* What is being asked
Go through the lines below and copy each one that holds the string "this".

* Rows
■ ■ ■

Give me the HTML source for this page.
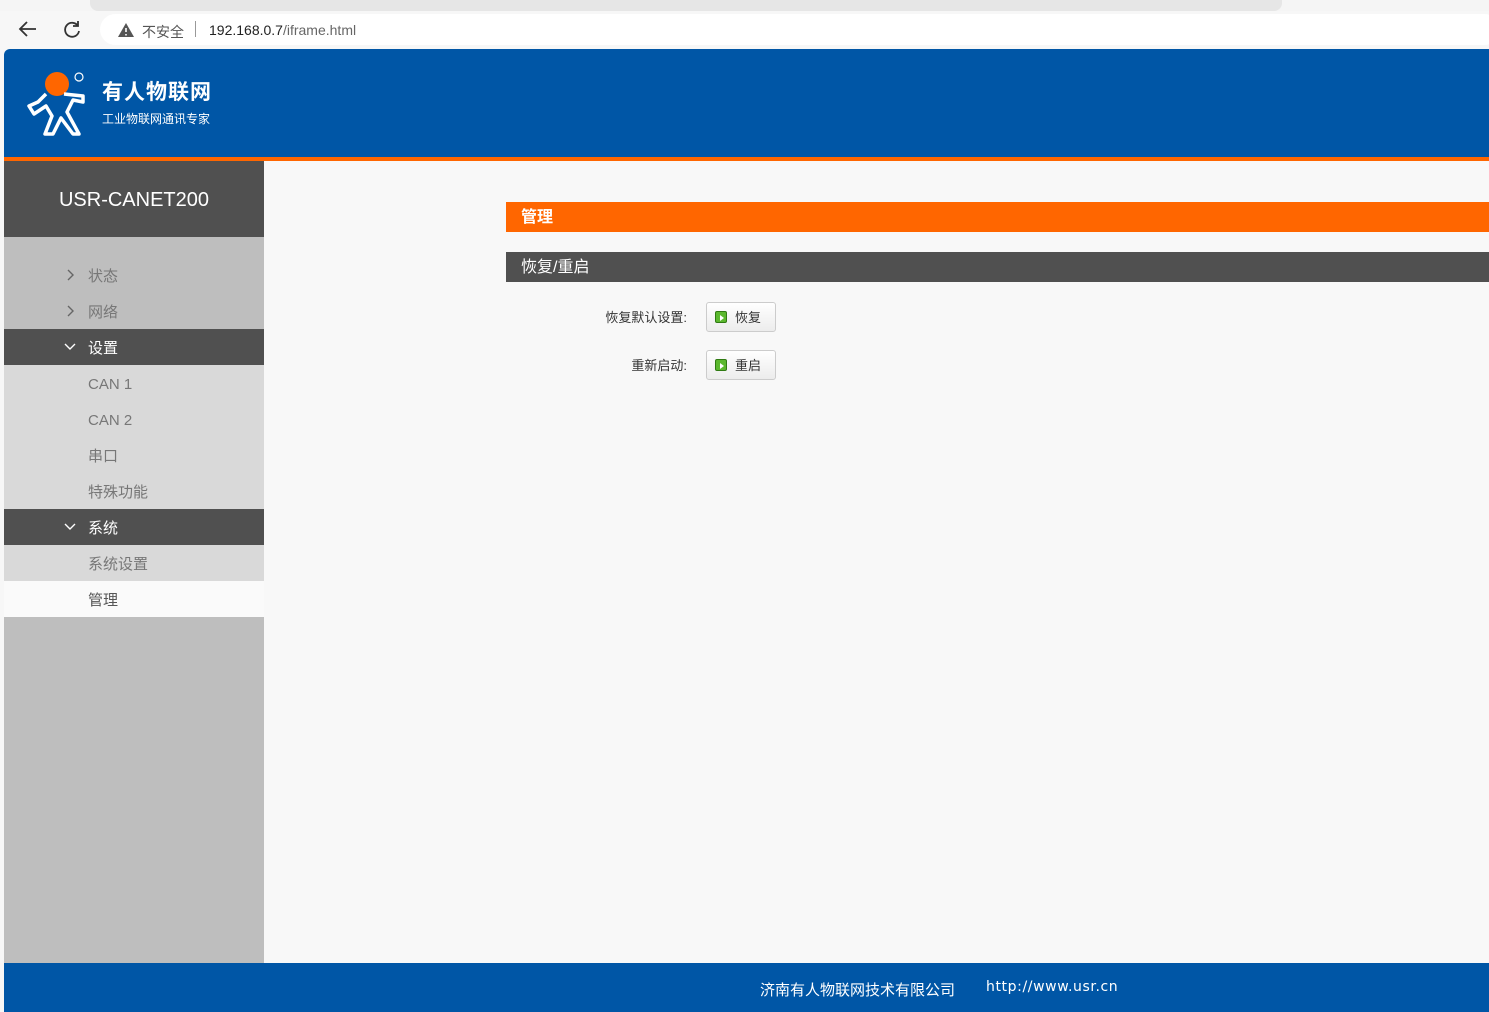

■ ■ ■

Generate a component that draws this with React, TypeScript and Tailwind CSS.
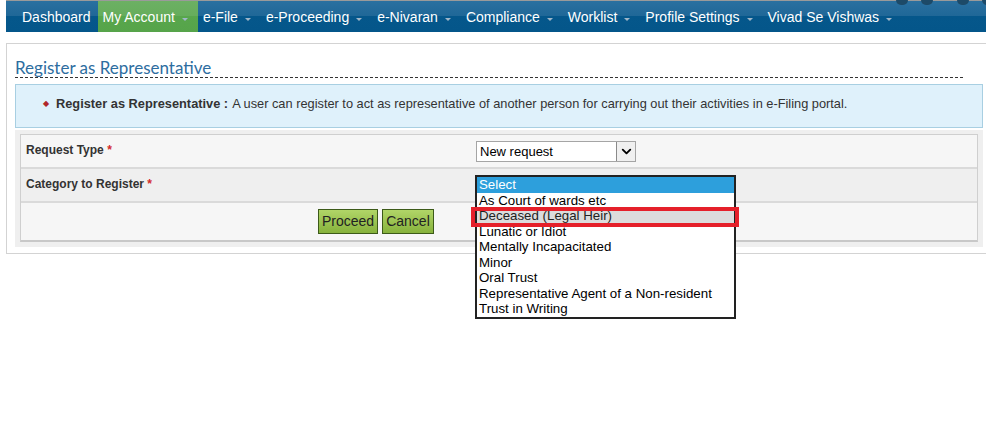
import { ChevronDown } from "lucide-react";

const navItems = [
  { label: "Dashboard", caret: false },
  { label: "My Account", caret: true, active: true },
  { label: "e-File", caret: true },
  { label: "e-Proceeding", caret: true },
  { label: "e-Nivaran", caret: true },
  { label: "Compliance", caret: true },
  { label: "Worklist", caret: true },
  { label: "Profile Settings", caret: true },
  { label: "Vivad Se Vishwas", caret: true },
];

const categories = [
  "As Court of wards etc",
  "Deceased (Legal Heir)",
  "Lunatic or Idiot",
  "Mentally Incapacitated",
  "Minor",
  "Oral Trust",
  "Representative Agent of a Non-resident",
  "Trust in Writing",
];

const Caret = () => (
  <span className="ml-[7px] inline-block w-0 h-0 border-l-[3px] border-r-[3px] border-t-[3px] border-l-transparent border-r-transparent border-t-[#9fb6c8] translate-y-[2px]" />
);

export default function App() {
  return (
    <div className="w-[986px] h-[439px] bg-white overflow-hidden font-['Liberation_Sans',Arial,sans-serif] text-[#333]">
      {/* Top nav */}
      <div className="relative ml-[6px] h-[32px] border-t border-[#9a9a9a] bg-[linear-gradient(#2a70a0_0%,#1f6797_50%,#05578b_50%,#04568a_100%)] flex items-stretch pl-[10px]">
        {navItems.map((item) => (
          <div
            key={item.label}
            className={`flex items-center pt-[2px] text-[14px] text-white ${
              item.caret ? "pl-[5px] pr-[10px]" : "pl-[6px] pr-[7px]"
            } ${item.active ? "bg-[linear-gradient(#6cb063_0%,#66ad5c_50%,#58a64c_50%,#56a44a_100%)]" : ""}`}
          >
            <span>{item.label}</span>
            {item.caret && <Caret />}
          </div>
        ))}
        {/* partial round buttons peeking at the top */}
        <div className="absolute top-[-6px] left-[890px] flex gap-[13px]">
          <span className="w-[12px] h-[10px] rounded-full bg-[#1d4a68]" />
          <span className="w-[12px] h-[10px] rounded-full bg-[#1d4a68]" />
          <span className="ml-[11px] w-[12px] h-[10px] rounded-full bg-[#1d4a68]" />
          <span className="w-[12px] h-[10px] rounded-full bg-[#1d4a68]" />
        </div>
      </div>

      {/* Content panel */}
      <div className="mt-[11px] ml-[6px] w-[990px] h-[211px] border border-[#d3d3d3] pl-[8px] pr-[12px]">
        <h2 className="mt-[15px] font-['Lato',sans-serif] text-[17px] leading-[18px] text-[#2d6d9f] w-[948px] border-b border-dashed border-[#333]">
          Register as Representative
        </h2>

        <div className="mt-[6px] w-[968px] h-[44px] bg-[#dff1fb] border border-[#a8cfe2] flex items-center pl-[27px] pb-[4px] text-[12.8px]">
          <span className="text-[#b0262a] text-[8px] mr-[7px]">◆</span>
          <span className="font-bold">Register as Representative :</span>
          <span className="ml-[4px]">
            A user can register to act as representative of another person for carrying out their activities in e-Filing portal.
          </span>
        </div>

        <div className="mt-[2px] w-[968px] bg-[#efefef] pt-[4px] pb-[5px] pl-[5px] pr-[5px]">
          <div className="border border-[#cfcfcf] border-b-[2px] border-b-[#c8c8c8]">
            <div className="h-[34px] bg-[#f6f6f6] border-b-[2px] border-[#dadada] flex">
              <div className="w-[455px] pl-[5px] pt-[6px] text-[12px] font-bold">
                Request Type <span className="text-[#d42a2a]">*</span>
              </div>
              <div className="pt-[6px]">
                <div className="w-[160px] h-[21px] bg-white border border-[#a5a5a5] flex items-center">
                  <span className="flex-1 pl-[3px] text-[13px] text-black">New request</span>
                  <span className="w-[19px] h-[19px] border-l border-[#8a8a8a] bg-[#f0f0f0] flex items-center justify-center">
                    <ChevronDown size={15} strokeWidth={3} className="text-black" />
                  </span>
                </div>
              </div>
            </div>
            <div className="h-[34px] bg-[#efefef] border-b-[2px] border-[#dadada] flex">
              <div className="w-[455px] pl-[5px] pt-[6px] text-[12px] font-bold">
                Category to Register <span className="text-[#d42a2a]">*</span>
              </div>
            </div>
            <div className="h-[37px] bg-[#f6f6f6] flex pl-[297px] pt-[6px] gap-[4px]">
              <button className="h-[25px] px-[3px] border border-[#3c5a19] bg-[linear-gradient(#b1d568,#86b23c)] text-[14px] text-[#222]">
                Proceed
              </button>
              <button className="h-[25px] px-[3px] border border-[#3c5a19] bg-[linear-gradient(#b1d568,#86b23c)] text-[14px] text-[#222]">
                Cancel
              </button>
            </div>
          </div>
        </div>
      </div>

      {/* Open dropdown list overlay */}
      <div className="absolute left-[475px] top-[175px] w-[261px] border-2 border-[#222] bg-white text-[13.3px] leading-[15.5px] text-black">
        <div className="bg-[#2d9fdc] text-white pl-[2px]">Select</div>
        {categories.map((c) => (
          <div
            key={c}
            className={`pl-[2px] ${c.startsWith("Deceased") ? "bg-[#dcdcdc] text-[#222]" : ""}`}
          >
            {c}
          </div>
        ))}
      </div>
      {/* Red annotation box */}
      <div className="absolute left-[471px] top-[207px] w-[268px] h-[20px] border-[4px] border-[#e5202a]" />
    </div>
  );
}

■ ■ ■

* Exercise solution
Give me the HTML source for this page.
Generate a component that draws this with React, TypeScript and Tailwind CSS.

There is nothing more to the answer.